In this method, the business’s past results are used and adjusted to estimate the future level of profitability of the business. Past performances are adjusted because the value of a business depends on its future profitability and not on its past profitability. A calculation is then made to determine the fair market value of the business.
It is important to note that we are talking about an established business, since a new business will probably not yet have stability in its revenues, allowing the use of past results to estimate the future earnings.
Step 1: Calculate the real profits of an established business
The first step in determining the maintainable earnings of a business is to calculate the real profits made in the last years. In fact, to know the real value of a business, you can’t just rely on the net profits of the business according to its financial statements: several other factors are taken into account in the calculation. The CBV assesses these factors to determine the actual profit realized on past operations.
This step has already been explained in a previous publication, which I advise you to consult before continuing to read this article (What are the real profits of a business?). In summary, the CBV will first make some adjustments to a business’s previous net earnings to determine its real profit. To give you an example among all those that you will find in the cited article, the CBV can adjust the owner’s remuneration to its fair market value.
Step 2: Adjust the results of past operations to estimate future results
After calculating the business’s real profits, the CBV will also have to make further adjustments to the earnings made in the past few years to make them more representative of what can be expected in the future. The CBV will identify some items that are non-recurring or non-representative of the future of the business (i.e. situations that may not occur again in the coming years) that have changed the net profits in the past.
This step is essential: it allows you to adjust the past results to use them as a basis for estimating the future profitability of the business.
Here are some examples of non-recurring situations that the CBV might consider when making some adjustments:
- Gains or losses related to discontinued operations (i.e. a division has been closed or sold)
- Restructuring costs
- Non-recurring professional fees
- Expenses that are not expected to recur in the future (i.e. costs associated with a lawsuit)
- Moving expenses
- Start-up costs
Step 3: Determine future maintainable earnings using a range
After normalizing a business’ past earnings, the CBV will propose an estimate of the future operating results.
Since this is an estimate, the CBV will calculate a range, which is a minimum and maximum amount (i.e. between $ 90,000 and $ 110,000 per year), always based on the profits of the last four to five years of the business. Why is it better to look at the results over several years? Because income growth and stability are essential for calculating the best possible range; the CBV can then identify trends in incomes and profits and consider them appropriately in determining the range.

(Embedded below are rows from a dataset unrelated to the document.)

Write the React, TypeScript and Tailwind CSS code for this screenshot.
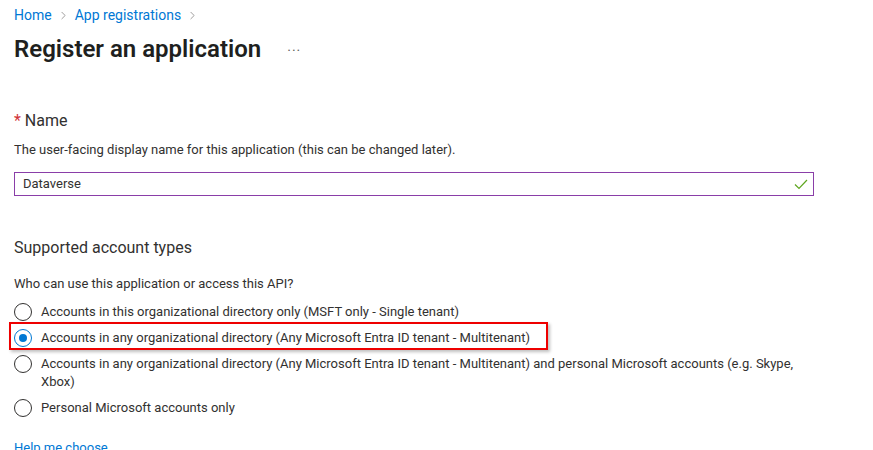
import { ChevronRight } from 'lucide-react'

const options = [
  'Accounts in this organizational directory only (MSFT only - Single tenant)',
  'Accounts in any organizational directory (Any Microsoft Entra ID tenant - Multitenant)',
  'Accounts in any organizational directory (Any Microsoft Entra ID tenant - Multitenant) and personal Microsoft accounts (e.g. Skype, Xbox)',
  'Personal Microsoft accounts only',
]

function Radio({ checked }: { checked: boolean }) {
  return (
    <span
      className={`flex h-[18px] w-[18px] shrink-0 items-center justify-center rounded-full border ${
        checked ? 'border-[#0078d4]' : 'border-[#323130]'
      }`}
    >
      {checked && <span className="h-[8px] w-[8px] rounded-full bg-[#0078d4]" />}
    </span>
  )
}

export default function App() {
  return (
    <div className="h-[450px] overflow-hidden bg-white pl-[14px] pt-[5px] font-['Roboto',sans-serif] text-[#323130]">
      <nav className="flex h-[20px] items-center text-[14px] leading-[20px] text-[#0078d4]">
        <span>Home</span>
        <ChevronRight className="mx-[5px] text-[#8a8886]" size={13} strokeWidth={1.5} />
        <span>App registrations</span>
        <ChevronRight className="mx-[5px] text-[#8a8886]" size={13} strokeWidth={1.5} />
      </nav>

      <div className="mt-[8px] flex h-[32px] items-center">
        <h1 className="text-[24px] font-semibold leading-[32px] text-[#201f1e]">Register an application</h1>
        <span className="ml-[26px] mt-[4px] text-[14px] tracking-[1px] text-[#605e5c]">···</span>
      </div>

      <div className="mt-[45px] text-[16px] leading-[22px]">
        <span className="text-[#d13438]">*</span> Name
      </div>
      <p className="mt-[9px] text-[13px] leading-[18px]">
        The user-facing display name for this application (this can be changed later).
      </p>

      <div className="mt-[13px] flex h-[24px] w-[800px] items-center justify-between border border-[#8a3ea8] pl-[8px] pr-[5px] text-[13px]">
        <span>Dataverse</span>
        <svg width="14" height="11" viewBox="0 0 14 11" fill="none">
          <path d="M1 5.5 L5 9.5 L13 1" stroke="#5ea61f" strokeWidth="1.2" />
        </svg>
      </div>

      <h2 className="mt-[41px] text-[16px] leading-[22px]">Supported account types</h2>
      <p className="mt-[16px] text-[13px] leading-[18px]">Who can use this application or access this API?</p>

      <div className="mt-[10px] flex w-[800px] flex-col gap-[8px] text-[13px] leading-[18px]">
        {options.map((o, i) => (
          <div key={o} className="relative flex items-start gap-[9px]">
            <Radio checked={i === 1} />
            <span className="w-[772px]">{o}</span>
            {i === 1 && (
              <span className="pointer-events-none absolute -top-[7px] -bottom-[3px] -left-[5px] w-[539px] border-[2px] border-[#ee0000] shadow-[2px_2px_3px_rgba(0,0,0,0.25)]" />
            )}
          </div>
        ))}
      </div>

      <a className="mt-[22px] block text-[13px] leading-[18px] text-[#0078d4]">Help me choose</a>
    </div>
  )
}
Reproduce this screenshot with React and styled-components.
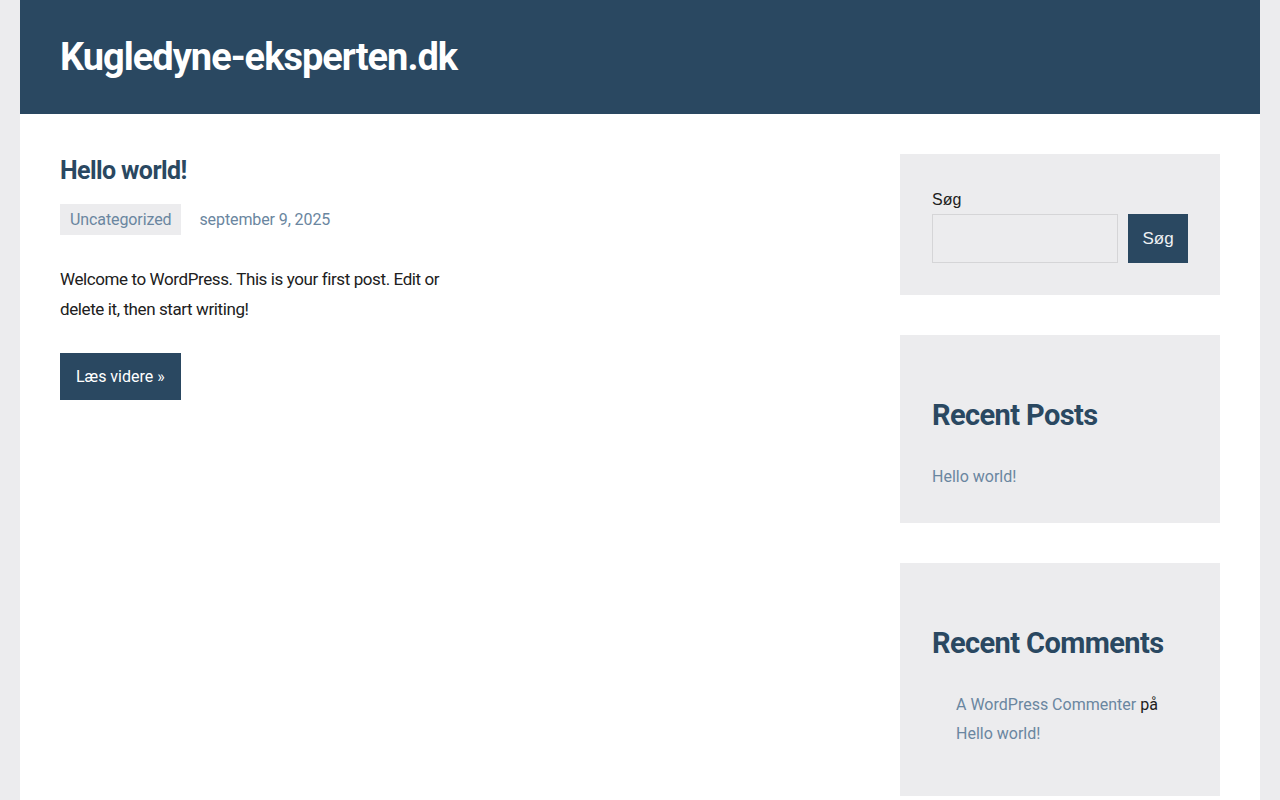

For example, if a business has a constant growth, more weight will be given to the most recent year in the calculation of the range. On the other hand, if profits fluctuate, the CBV can use an average over a few years and/or a weighted average, giving more or less importance to particular years, in order to give a range that is as representative as possible.
Finally, the CBV will determine a multiple (the capitalization rate) that will consider several factors, including the level of risk associated with the business. He will multiply the range of future earnings previously determined by this multiple (he will also use a range for the multiple). Finally, by adding redundant assets (i.e. non-business assets such as stock market investments, loans to related parties, etc.), the CBV will conclude on the fair market value of the business.
When determining the value of a business, or if you want to get a better idea of its future level of profitability you can trust a CBV to provide you with the appropriate answers.